This afternoon you might be at a super bowl party or at your home nuzzling the chili cheese hotdogs you eat once a year.
Maybe you’re suffering through the gameplay to see the commercials or maybe you’re a diehard fan.
Personally I want San Francisco to win. Not because I know anything about them but because I liked them when I was a kid and they had cool colors.
We can take this opportunity to learn from the football players.
What could they possibly teach us about swimming?
Effort.
Here are three visible examples of giving effort at the game that you can have fun looking for.
With practice you’ll be able to look for similar examples during lessons and swim practice.
- Defensive players moving at the ball and following through the tackle.
- Habitual or ritual-like examples that reappear before or adfter a play. S
- Hardest to see. Overcoming changing conditions and afapting, leaning on conditioning and habit, trained purpose to outplay someone.
Professional football players are already culled through rigorous recruiting and demand for excellence.
You’re already going to see the best.
Denfensive players.
Look at how the person making the tackle ensures that the person with the ball is down.
They’ve had it drilled into them at practice for years to follow through. To get after it. To drive it home.
Look for the defender tapping the ball carrier after the whistle ends the play. Watch how they remain piled.
Look for receivers continuing to run their routes quickly even on a running play.
Look for defenders not involved with the tackle sprinting to the ball or running to the downed player after the tackle is made. All examples of demonstrated effort.
Do you think those things are accidental?
Of course not. A coach forced them to do something specific during and after a play to encourage effort. They demand the follow through to weed out the players that don’t go the extra step.
What can you see in swimming? Streamline. Find and encourage everyone to create a streamline habit.
When streamline is a habit then the rest of swimming gets easier.
Habitual rituals
Keep an eye out for players on the sidelines doing warm up routines. They calm nerves. They flush rested muscles with blood and they warm atheletes up for exertion.
What rituals do you give your swimmers? In lessons do you always do a streamline flow before the lesson? Work yoga into the pre swim routine. Mentally prepare them to put effort in disciplined movements.
Look at the offensive line just before the play begins. They’ll line up together and as a team as a one. They’ll bend forward and square up for the snap. Recognize this ritual. Who does it best. Who does it with a dancers adherence to perfection? Who does it sloppy?
Look at the running backs. Watch them holding the ball as they run. Is it in the same spot?
Look at the wide receivers. How do they square up before the snap? What position are they on? Do they run the full route or jog on a running play?
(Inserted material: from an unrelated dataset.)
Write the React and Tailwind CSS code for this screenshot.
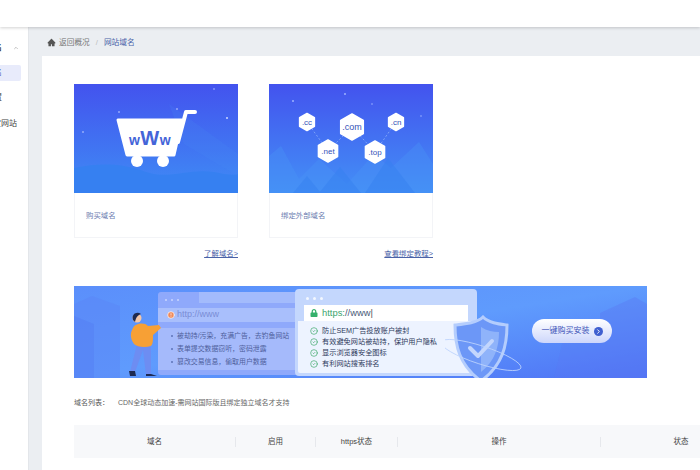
import React from "react";
import { CircleCheck, ChevronUp, ChevronRight, AlertCircle } from "lucide-react";
import { AiFillHome } from "react-icons/ai";
import { FaLock } from "react-icons/fa";

const CJK = "font-['Liberation_Sans','Noto_Sans_CJK_SC',sans-serif]";

function CartArt() {
  return (
    <svg viewBox="0 0 164 109" className="block h-[109px] w-[164px]">
      <defs>
        <linearGradient id="sky1" x1="0" y1="0" x2="0" y2="1">
          <stop offset="0" stopColor="#4353ee" />
          <stop offset="1" stopColor="#3f8cf5" />
        </linearGradient>
      </defs>
      <rect width="164" height="109" fill="url(#sky1)" />
      <path d="M0 84 C30 78 50 80 72 88 C95 96 115 84 140 88 C150 90 158 92 164 90 V109 H0 Z" fill="#3680f1" />
      <path d="M95 20 L164 70 V92 L110 60 Z" fill="#4a8af3" opacity="0.18" />
      <circle cx="45" cy="28" r="0.8" fill="#cdd8ff" />
      <circle cx="103" cy="25" r="0.8" fill="#cdd8ff" />
      <circle cx="153" cy="34" r="1" fill="#cdd8ff" />
      <circle cx="9" cy="48" r="0.8" fill="#cdd8ff" />
      <circle cx="140" cy="5" r="0.7" fill="#cdd8ff" />
      <path d="M44 36 H108 L100 71 H53 Z" fill="#fff" stroke="#fff" strokeWidth="3" strokeLinejoin="round" />
      <path d="M104 58 L112 28 H121" fill="none" stroke="#fff" strokeWidth="4" strokeLinecap="round" strokeLinejoin="round" />
      <circle cx="63" cy="77" r="6" fill="#fff" />
      <circle cx="89" cy="77" r="6" fill="#fff" />
      <text x="76" y="61" textAnchor="middle" fill="#4464d8" fontFamily="Liberation Sans, sans-serif" fontWeight="700" letterSpacing="0.5">
        <tspan fontSize="14">w</tspan>
        <tspan fontSize="20">W</tspan>
        <tspan fontSize="14">w</tspan>
      </text>
    </svg>
  );
}

function Hex({ x, y, r, label, size }) {
  const h = r * 0.87;
  const pts = `${x},${y - r} ${x + h},${y - r / 2} ${x + h},${y + r / 2} ${x},${y + r} ${x - h},${y + r / 2} ${x - h},${y - r / 2}`;
  return (
    <g>
      <polygon points={pts} fill="#fff" stroke="#fff" strokeWidth="1.5" strokeLinejoin="round" />
      <text x={x} y={y + size * 0.35} textAnchor="middle" fontSize={size} fill="#3552b8" fontFamily="Liberation Sans, sans-serif">
        {label}
      </text>
    </g>
  );
}

function HexArt() {
  return (
    <svg viewBox="0 0 164 109" className="block h-[109px] w-[164px]">
      <defs>
        <linearGradient id="sky2" x1="0" y1="0" x2="0" y2="1">
          <stop offset="0" stopColor="#4353ee" />
          <stop offset="1" stopColor="#4390f6" />
        </linearGradient>
      </defs>
      <rect width="164" height="109" fill="url(#sky2)" />
      <path d="M0 109 V72 L12 62 L30 95 L50 75 L78 100 L105 70 L122 84 L150 58 L164 80 V109 Z" fill="#4a94f6" opacity="0.35" />
      <path d="M24 109 L38 92 L52 109 Z M50 109 L71 83 L92 109 Z M96 109 L119 74 L146 109 Z" fill="#3580f0" opacity="0.5" />
      <path d="M38 38 L59 67 M83 43 L59 67 M83 43 L106 68 M127 38 L106 68" stroke="#7ea3f8" strokeWidth="1" strokeDasharray="2 2" />
      <circle cx="24" cy="17" r="1" fill="#9db2ff" />
      <circle cx="76" cy="10" r="1" fill="#9db2ff" />
      <circle cx="103" cy="20" r="0.8" fill="#9db2ff" />
      <circle cx="152" cy="32" r="0.8" fill="#9db2ff" />
      <Hex x={38} y={38} r={8.5} label=".cc" size={8} />
      <Hex x={83} y={43} r={13} label=".com" size={9} />
      <Hex x={127} y={38} r={8.5} label=".cn" size={8} />
      <Hex x={59} y={67} r={11} label=".net" size={8} />
      <Hex x={106} y={68} r={11} label=".top" size={8} />
    </svg>
  );
}

function Card({ art, label, link }) {
  return (
    <div className="w-[164px]">
      <div className="border-x border-b border-[#f3f4f7]">
        <div className="-mx-px">{art}</div>
        <div className="flex h-[44px] items-center pl-[11px] pt-[2px] text-[7.4px] text-[#6b7cb0]">{label}</div>
      </div>
      <div className="mt-[11px] text-right text-[7.4px] leading-[10px] text-[#4a62a8] underline">{link}</div>
    </div>
  );
}

function Person() {
  return (
    <svg viewBox="0 0 50 66" className="absolute left-[39px] top-[24px] h-[66px] w-[50px]">
      <path d="M24 34 L17 62 H22 L30 40 L33 65 H38 L38 33 Z" fill="#6d8df2" />
      <path d="M16 61 L22 61 L23 66 H17 Z M33 64 L38 64 L44 66 H33 Z" fill="#1e2a52" />
      <path d="M20 18 C22 13 32 12 35 16 L46 15 L48 18 L40 25 C40 30 40 34 38 36 C32 38 24 37 21 34 C17 28 17 23 20 18 Z" fill="#f7a035" />
      <circle cx="24" cy="8" r="4.5" fill="#f5c7a8" />
      <path d="M20 10 C18 4 24 1 28 4 C25 5 23 7 22 12 Z" fill="#1e2a52" />
    </svg>
  );
}

function BadBanner() {
  const rows = ["被劫持/污染，充满广告，去钓鱼网站", "表单提交数据窃听，密码泄露", "篡改交易信息，偷取用户数据"];
  return (
    <div className="absolute left-[84px] top-[6px] flex h-[83px] w-[145px] flex-col rounded-[3px] bg-[#8fa9fb]">
      <div className="flex h-[16px] items-center gap-[4px] pl-[7px]">
        <i className="h-[2px] w-[2px] rounded-full bg-[#c9d6ff]" />
        <i className="h-[2px] w-[2px] rounded-full bg-[#c9d6ff]" />
        <i className="h-[2px] w-[2px] rounded-full bg-[#c9d6ff]" />
        <div className="ml-[16px] mb-[5px] h-[11px] flex-1 self-start bg-[#a3bbfc]" />
      </div>
      <div className="flex h-[14px] items-center gap-[2px] bg-[#a9bffc] pl-[9px] text-[9px] text-[#7a8dd6]">
        <AlertCircle size={8} fill="#f08a5a" stroke="#fff" strokeWidth={2} />
        http://www
      </div>
      <div className="mt-[6px] flex flex-col gap-[3px] bg-[#a5bafb] py-[3px] pl-[13px]">
        {rows.map((r) => (
          <div key={r} className="flex h-[10px] items-center gap-[4px] text-[6.9px] whitespace-nowrap text-[#4e5f9c]">
            <i className="h-[2px] w-[2px] rounded-full bg-[#5e73b8]" />
            {r}
          </div>
        ))}
      </div>
    </div>
  );
}

function GoodBanner() {
  const rows = ["防止SEM广告投放账户被封", "有效避免网站被劫持，保护用户隐私", "显示浏览器安全图标", "有利网站搜索排名"];
  return (
    <div className="absolute left-[221px] top-[3px] flex h-[87px] w-[182px] flex-col rounded-[4px] bg-[#c4d7fd] p-[3px]">
      <div className="flex h-[13px] items-center gap-[4px] pl-[8px]">
        <i className="h-[3px] w-[3px] rounded-full bg-white/80" />
        <i className="h-[3px] w-[3px] rounded-full bg-white/80" />
        <i className="h-[3px] w-[3px] rounded-full bg-white/80" />
      </div>
      <div className="mx-[6px] flex h-[16px] shrink-0 items-center gap-[4px] bg-white pl-[6px] text-[9.4px] text-[#4a5a78]">
        <FaLock size={8} color="#35b06c" />
        <span><span className="text-[#3aa56c]">https:</span>//www<span className="text-[#555]">|</span></span>
      </div>
      <div className="flex flex-1 flex-col justify-start gap-px rounded-b-[2px] bg-[#edf3ff] pl-[12px] pt-[5px]">
        {rows.map((r) => (
          <div key={r} className="flex h-[10px] items-center gap-[4px] text-[7.2px] whitespace-nowrap text-[#2d3a5c]">
            <CircleCheck size={8} stroke="#3aa866" strokeWidth={2} />
            {r}
          </div>
        ))}
      </div>
    </div>
  );
}

function Shield() {
  return (
    <svg viewBox="0 0 80 70" className="absolute left-[371px] top-[29px] h-[70px] w-[80px]">
      <path d="M38 2 C44 8 54 9 62 10 C62 30 58 50 36 66 C14 50 10 30 10 10 C20 9 32 8 38 2 Z" fill="#6c97f7" stroke="#b4cdfd" strokeWidth="3" />
      <path d="M36 12 C42 16 48 17 54 17 C54 32 50 46 36 57 Z" fill="#8fb3fa" />
      <path d="M25 33 L33 41 L47 26" fill="none" stroke="#c3d6fd" strokeWidth="4" strokeLinecap="round" strokeLinejoin="round" />
      <ellipse cx="36" cy="40" rx="42" ry="9" transform="rotate(18 36 40)" fill="none" stroke="#bcd3fd" strokeWidth="0.8" />
    </svg>
  );
}

function Blocks() {
  return (
    <svg viewBox="0 0 573 92" className="absolute inset-0 h-[92px] w-[573px]">
      <path d="M0 18 L18 10 L46 20 V92 H0 Z" fill="#5a84f6" opacity="0.45" />
      <path d="M0 30 L20 38 V92 H0 Z" fill="#5078f2" opacity="0.35" />
      <path d="M526 27 L561 11 L573 18 V92 H526 Z" fill="#5a78f3" opacity="0.4" />
      <path d="M490 50 L526 40 V92 H480 Z" fill="#5a78f3" opacity="0.25" />
    </svg>
  );
}

function Banner() {
  return (
    <div className="relative h-[92px] w-[573px] overflow-hidden bg-gradient-to-br from-[#5b8ffb] via-[#5f9bfd] to-[#4f73f5]">
      <Blocks />
      <BadBanner />
      <Person />
      <GoodBanner />
      <Shield />
      <div className="absolute left-[458px] top-[33px] flex h-[24px] w-[80px] items-center justify-center gap-[4px] rounded-full bg-gradient-to-b from-white to-[#cdd6fb] text-[8px] whitespace-nowrap text-[#3e54b8]">
        一键购买安装
        <span className="flex h-[9px] w-[9px] items-center justify-center rounded-full bg-[#3f5fd0]">
          <ChevronRight size={7} stroke="#fff" strokeWidth={3} />
        </span>
      </div>
    </div>
  );
}

function Sidebar() {
  return (
    <aside className="flex w-[29px] shrink-0 flex-col overflow-hidden border-r border-[#e3e6ea] bg-white text-[8px] text-[#444]">
      <div className="mt-[13px] flex h-[16px] items-center">
        <span className="-ml-[6px] font-semibold">名</span>
        <ChevronUp size={6} className="ml-[11px] text-[#888]" />
      </div>
      <div className="mt-[9px] flex h-[16px] w-[21px] items-center rounded-r-[2px] bg-[#e8ebfb] text-[#5a6fc0]">
        <span className="-ml-[6px]">名</span>
      </div>
      <div className="mt-[9px] flex h-[16px] items-center">
        <span className="-ml-[6px]">置</span>
      </div>
      <div className="mt-[10px] flex h-[16px] items-center">
        <span className="-ml-[7px]">定网站</span>
      </div>
    </aside>
  );
}

export default function App() {
  const cols = [
    ["域名", "w-[162px]"],
    ["启用", "w-[80px]"],
    ["https状态", "w-[82px]"],
    ["操作", "w-[203px]"],
    ["状态", "w-[160px]"],
  ];
  return (
    <div className={`flex h-[470px] w-[700px] flex-col overflow-hidden bg-white ${CJK}`}>
      {/* Top bar */}
      <div className="relative z-10 h-[27px] shrink-0 bg-white shadow-[0_1px_3px_rgba(0,0,0,0.18)]" />
      <div className="flex min-h-0 flex-1">
        <Sidebar />
        <main className="flex min-w-0 flex-1 flex-col bg-[#ebeef2]">
          {/* Breadcrumb */}
          <div className="flex h-[29px] shrink-0 items-center pl-[18px] pt-[2px] text-[7.7px] text-[#777]">
            <AiFillHome size={9} color="#555" />
            <span className="ml-[3px]">返回概况</span>
            <span className="mx-[6px] text-[#bbb]">/</span>
            <span className="text-[#4a62a8]">网站域名</span>
          </div>
          {/* Content */}
          <div className="ml-[13px] flex-1 overflow-hidden bg-white pl-[32px] pt-[28px]">
            <div className="flex gap-[31px]">
              <Card art={<CartArt />} label="购买域名" link="了解域名>" />
              <Card art={<HexArt />} label="绑定外部域名" link="查看绑定教程>" />
            </div>
            <div className="mt-[27px]">
              <Banner />
            </div>
            <div className="mt-[20px] flex h-[10px] items-center text-[7px] text-[#666]">
              <span className="w-[44px] text-[#555]">域名列表：</span>
              <span>CDN全球动态加速-需网站国际版且绑定独立域名才支持</span>
            </div>
            <div className="mt-[17px] flex h-[33px] w-[687px] items-center bg-[#f7f8fa] text-[7.5px] text-[#444]">
              {cols.map(([name, w], i) => (
                <div key={name} className={`flex h-[10px] items-center justify-center ${w} ${i < 4 ? "border-r border-[#e6e8ec]" : ""}`}>
                  {name}
                </div>
              ))}
            </div>
          </div>
        </main>
      </div>
    </div>
  );
}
Find Moments of Excellence
Pointing out specific examples of athletic excellence is as difficult as prediciting who is going to win the super bowl.
Look for moments that make you say, “Wow.” or “holy cow, that was incredible.” You’ll know it when you see it. They are times when the athlete makes the incredible challenge of outrunning 11 other people look easy.
What habits and effort went into that moment? How many hours did that athlete train to work up the physical ability to perform so well and adapt to those conditions.
We can provide that same training for our athletes, for our swimmers.
Do you think the coach is going to praise the specific footwork to evade the tacklers? No! They’re going to say great job on that effort, well done reading the field, or something.
When we’re teaching swim lessons we can focus in on those moments of excellence and celebrate them with our kids. When a 4 year old overcomes their fears and does a streamline or a glide for the first time we need to celebrate it with a stadium like applause. We should bounce off our feet, jump and holler with joy and make the moment special! Channel the crowd at the super bowl and impress that energy into our swimmers.
Train your critical eye
Finding moments of excellence, examples of habit and routine, as well as deliberate “extra steps” at the super bowl is training you to look for the exceptional.
When you’re done celebrating with tacos, sliders, and chip dip, return tomorrow at swim lessons with a fresh look at how we can notice those moments in our swimmers, in our athletes and point them out.
Give feedback like an armchair football coach commenting on “what they should have done,” or how they “should have played that 3rd down.”
We are the stewards of our swimmers and if we treat the Super Bowl as a chance to train our brains to better recognize moments of astounding effort we can foster and encourage it in our athletes and students.
Have fun! Enjoy! And go easy on that chili!